US stocks and commodities are both trading off their local highs while Treasuries are rallying marginally as investors reassess the global growth outlook.  Between the June FOMC meeting next week, Brexit vote in 2 weeks, and US presidential nominating conventions in July, heightened market volatility is expected and it appears investors are taking some chips off the table.  Also adding to the bearish tone, the Wall Street Journal reported that renowned investor George Soros has recently reentered the market after a long break from trading.  Soros Fund Management LLC reportedly sold stocks and bought gold and shares of gold miners last quarter due to concern over the global economic outlook and the potential for large market shifts.

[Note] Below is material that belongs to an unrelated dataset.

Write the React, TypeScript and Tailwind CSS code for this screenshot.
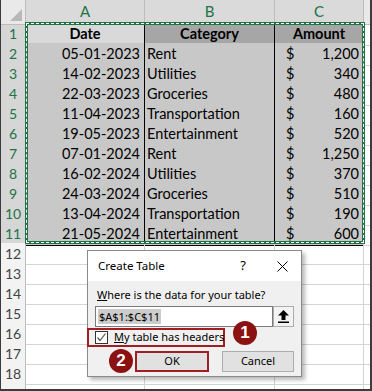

In terms of new US data releases, a report showed the number of Americans filing jobless claims unexpectedly declined last week, pointing to a resilient labor market, contradicting the market view after the weak May payrolls print last Friday.  Economists had forecast claims rising to 270,000 last week versus the 264,000 that was reported.  Claims remained below 300,000 for the 66th consecutive week, the longest streak since 1973.  The four-week moving average, which tends to reduce some of the weekly volatility, fell 7,500 to 269,500 last week.  A separate report showed wholesale inventories increased 0.6% in April after a 0.2% increase in March, which should boost second-quarter GDP.  The inventory increase came despite a rise in sales at wholesalers for the second straight month. 

Aside from the data, there is a $12 billion 30-year note auction this afternoon.  All three major US stock indexes are currently down close to 0.50%, while the US bond market is rallying for a 3rd straight day, with Treasuries and swap rates down 1-4 bps across all major maturities.  Oil prices snapped a three-day rally, with both WTI and Brent crude down over 1%.